# FFT the whole input vs FFT segment

suppose I have a 4 seconds signal captured at $f_s$ = 1024Hz, which gives 4,096 data array. What is the different between these 2 FFT methods (MATLAB code)

[1] FFT the entire input with 4096-points FFT

N = length(input);
Y = fft(input)/N;


[2] Divide the input into 8 segments (4096/8=512 data point each), and feed each segment to 512-points FFT, and then average the output:

N = length(input);
Y = zeros(1,512);
for i = 1:8
segment = input(512*(i-0)+1 : 512*i);
Y = Y + abs(fft(segment,512))/512/8;
end


Question #1: Are these 2 methods equivalent?

Question #2: Is the frequency resolution for both methods equal to $\frac{f_s}{N}$ = 0.25Hz per bin?

Question #1: Are these 2 methods equivalent?

No, method #1 is taking an FFT of the entire sequence resulting in frequency bin widths of fs/N = 1024/4096 = 0.25 Hz. Method #2 is summing shorter FFTs at a frequency resolution (bin width) of 1024/512 = 2.0 Hz. For #2, if you divide by the number of FFTs after you sum them you are then averaging them. This is often times used to reduce the variance of the result.

Question #2: Is the frequency resolution for both methods equal to 0.25Hz per bin?

No, they are 0.25 & 2.0 Hz. The resolution, or bin width, of the FFT is fs/N.

• So the frequency resolution should be calculated based on the FFT-length rather than the total sample acquired then? But according to this the frequency resolution is solely based on the total acquired time T. FR = 1/T = fs/N, where N = total sample acquired? How to apply the concept in this example? Thanks Dec 26 '13 at 19:11
• My N is the FFT length, where the link you've provided uses N as the number of time domain samples captured. Dec 27 '13 at 21:53

You are absolutely correct, the frequency resolution $f_R$ (or bin width) should be calculated based on the length of FFT, $N_{FFT}$ (i.e. $f_R=\frac{f_s}{N_{FFT}}$), instead of the length of the original captured signal $N$.

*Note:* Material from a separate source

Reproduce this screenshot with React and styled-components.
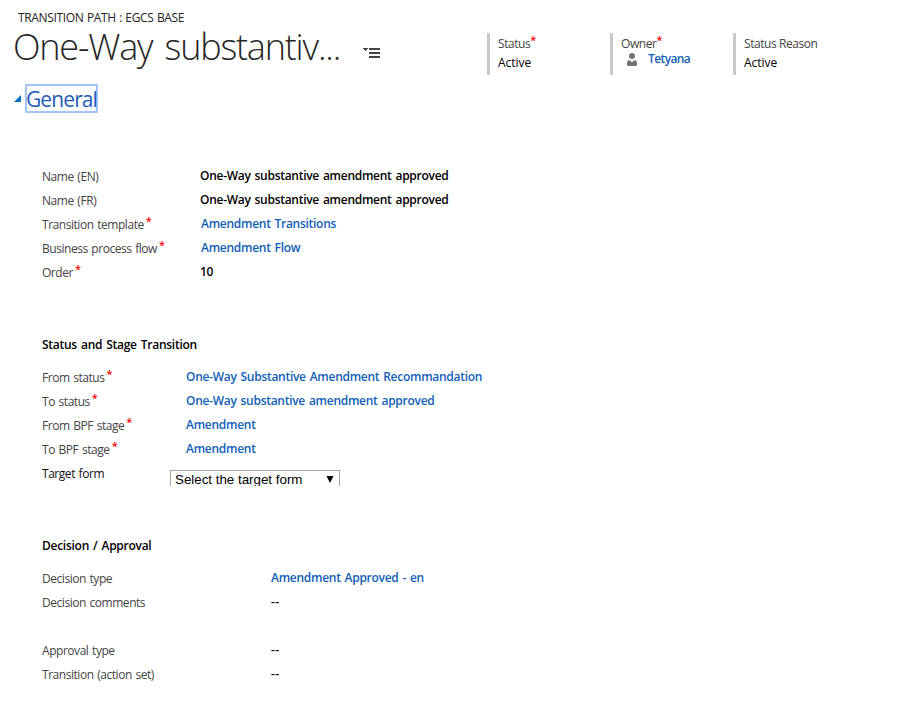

I believe most journals/books out there simply assume ($N=N_{FFT}$) in their sample calculation, and use the notation of $f_R=\frac{f_s}{N}$ throughout their books/papers. But when $N{\neq}N_{FFT}$ as in method #2, then the $f_R=\frac{f_s}{N}$ could to lead confusion among newbies (like myself). So a safer way is to use $f_R=\frac{f_s}{N_{FFT}}$ instead.

To prove this, below are the output of 5Hz + 30Hz sinusoids ($f_s$=1024Hz, duration=4s, 4096 data points), and it's output with the FFT-512, and FFT-4096 respectively. You can see the frequency resolution (or bin width) of the FFT-512 output (3rd plot) is wider than FFT-4096 (2nd plot), since $\frac{f_s}{512}>\frac{f_s}{4096}$.

• Please stop chopping / changing / rolling back your question. Is there something wrong? Let me know, and let's try to get it right. I've locked this question for a week, so no one will be able to change it until it's unlocked.
– Peter K.
Nov 11 '15 at 20:19

The frequency resolution of a DFT operation is solely dependent on the #of samples ($N_s$)only. Taking a larger than $N_s$ length DFT implicitly makes use of zero-padding in matlab. This does not increase the frequency resolution (though it may appear so when you see the plots) and rather makes use of spectrum obtained without zero-padding to interpolate to the increased DFT length sample values. This operation helps in smooting the appearance of the spectrum and resolving potential ambiguities between the peaks.

In your case you are dividing the signal into frames and DFT of each frame will have thus a lower fundamental resolution (dependent on the number of sample you use 512 now). You are seeing good resolution (though the second case has poor resolution than first) because the sampling fvequency is much higher than the signal content frequencies hence you have captured enough number of cycles of the constituent components in both cases.

The approach of dividing the signal into frames and doing then averaging the resulting spectrum^2 (energy in the frequency domain) is used in power spectral density computation of stochastic (deterministic (sine waves)+noise) signals where number of available samples is always a limitation, hence it is appropriate to deduce interpretation from an average PSD than a single PSD estimate.